Records contained in a dataset:
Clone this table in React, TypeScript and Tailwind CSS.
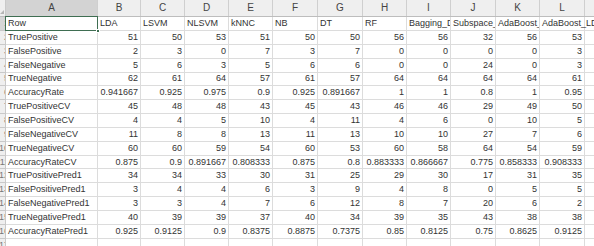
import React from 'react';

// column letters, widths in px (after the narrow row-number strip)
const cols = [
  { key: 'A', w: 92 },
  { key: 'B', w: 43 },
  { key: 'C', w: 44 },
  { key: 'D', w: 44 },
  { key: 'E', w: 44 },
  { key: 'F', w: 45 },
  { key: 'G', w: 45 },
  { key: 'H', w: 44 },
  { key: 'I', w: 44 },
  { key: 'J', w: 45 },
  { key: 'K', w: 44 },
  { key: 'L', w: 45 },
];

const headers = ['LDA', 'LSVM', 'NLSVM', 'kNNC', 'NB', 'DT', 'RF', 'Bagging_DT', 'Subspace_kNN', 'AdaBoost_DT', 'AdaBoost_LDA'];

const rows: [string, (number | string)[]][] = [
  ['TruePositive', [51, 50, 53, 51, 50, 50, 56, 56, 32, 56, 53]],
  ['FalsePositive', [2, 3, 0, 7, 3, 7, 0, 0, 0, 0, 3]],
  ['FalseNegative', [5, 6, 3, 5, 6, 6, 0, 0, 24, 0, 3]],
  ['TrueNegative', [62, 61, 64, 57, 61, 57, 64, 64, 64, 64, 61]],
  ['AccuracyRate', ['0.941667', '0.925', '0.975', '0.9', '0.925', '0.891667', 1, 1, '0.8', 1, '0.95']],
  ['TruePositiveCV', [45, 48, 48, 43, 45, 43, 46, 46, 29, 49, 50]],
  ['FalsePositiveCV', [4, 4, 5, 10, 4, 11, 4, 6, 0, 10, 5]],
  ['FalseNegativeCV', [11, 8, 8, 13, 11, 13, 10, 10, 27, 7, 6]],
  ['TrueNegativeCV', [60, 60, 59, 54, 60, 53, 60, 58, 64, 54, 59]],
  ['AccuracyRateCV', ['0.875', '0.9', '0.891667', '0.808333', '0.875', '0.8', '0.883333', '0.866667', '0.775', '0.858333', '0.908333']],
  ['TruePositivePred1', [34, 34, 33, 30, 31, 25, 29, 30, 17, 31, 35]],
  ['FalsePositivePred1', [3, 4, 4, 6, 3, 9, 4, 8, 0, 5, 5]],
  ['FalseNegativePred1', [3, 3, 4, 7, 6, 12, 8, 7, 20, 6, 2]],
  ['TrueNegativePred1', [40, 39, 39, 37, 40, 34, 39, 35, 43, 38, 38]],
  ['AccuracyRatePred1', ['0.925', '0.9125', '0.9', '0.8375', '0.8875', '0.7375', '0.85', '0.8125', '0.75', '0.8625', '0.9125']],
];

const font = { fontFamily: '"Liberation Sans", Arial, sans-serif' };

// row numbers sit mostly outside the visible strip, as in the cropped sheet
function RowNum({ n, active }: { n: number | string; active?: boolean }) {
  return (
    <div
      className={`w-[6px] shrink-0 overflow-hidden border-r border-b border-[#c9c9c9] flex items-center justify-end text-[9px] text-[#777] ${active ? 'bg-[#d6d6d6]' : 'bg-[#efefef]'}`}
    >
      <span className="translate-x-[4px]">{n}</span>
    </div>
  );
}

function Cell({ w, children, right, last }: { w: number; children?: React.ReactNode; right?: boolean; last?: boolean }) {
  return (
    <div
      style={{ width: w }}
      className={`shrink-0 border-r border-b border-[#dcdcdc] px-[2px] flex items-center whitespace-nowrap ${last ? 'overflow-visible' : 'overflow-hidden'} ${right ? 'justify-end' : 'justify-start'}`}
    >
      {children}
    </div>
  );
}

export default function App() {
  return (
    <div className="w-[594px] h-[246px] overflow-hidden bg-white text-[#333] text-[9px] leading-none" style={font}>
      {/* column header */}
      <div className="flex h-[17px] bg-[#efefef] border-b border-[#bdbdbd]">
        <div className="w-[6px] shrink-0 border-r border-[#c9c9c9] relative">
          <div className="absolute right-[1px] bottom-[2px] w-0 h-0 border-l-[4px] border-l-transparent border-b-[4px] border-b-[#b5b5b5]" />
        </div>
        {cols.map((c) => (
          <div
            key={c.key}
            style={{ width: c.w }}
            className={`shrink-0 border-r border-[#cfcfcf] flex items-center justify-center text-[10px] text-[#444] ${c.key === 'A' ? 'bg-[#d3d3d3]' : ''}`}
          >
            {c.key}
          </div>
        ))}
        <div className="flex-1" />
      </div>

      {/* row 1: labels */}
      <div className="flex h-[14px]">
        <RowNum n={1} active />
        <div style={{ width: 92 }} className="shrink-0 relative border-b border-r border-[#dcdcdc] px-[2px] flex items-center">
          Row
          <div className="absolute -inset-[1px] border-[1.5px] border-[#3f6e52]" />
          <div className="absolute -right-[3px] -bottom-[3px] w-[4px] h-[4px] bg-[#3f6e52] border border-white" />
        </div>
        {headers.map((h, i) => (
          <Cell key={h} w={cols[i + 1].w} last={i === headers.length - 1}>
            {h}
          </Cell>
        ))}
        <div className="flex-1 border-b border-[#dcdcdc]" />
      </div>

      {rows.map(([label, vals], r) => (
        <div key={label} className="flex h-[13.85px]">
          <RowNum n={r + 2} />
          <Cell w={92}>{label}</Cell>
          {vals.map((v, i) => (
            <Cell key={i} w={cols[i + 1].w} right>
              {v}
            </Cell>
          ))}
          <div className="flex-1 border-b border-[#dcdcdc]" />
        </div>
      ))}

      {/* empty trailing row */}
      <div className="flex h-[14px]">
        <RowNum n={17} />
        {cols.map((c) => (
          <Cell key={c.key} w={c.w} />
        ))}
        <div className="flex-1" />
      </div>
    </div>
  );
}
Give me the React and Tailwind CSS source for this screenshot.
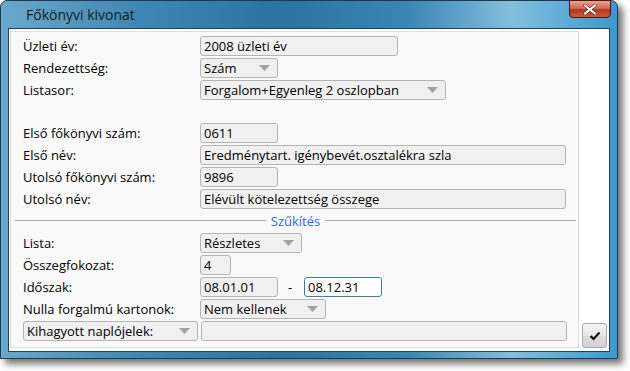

## [Exercise requirements]
Go through the records above and copy every line with the word "Tailwind".

## [Result of the exercise]
Clone this table in React, TypeScript and Tailwind CSS.
Give me the React and Tailwind CSS source for this screenshot.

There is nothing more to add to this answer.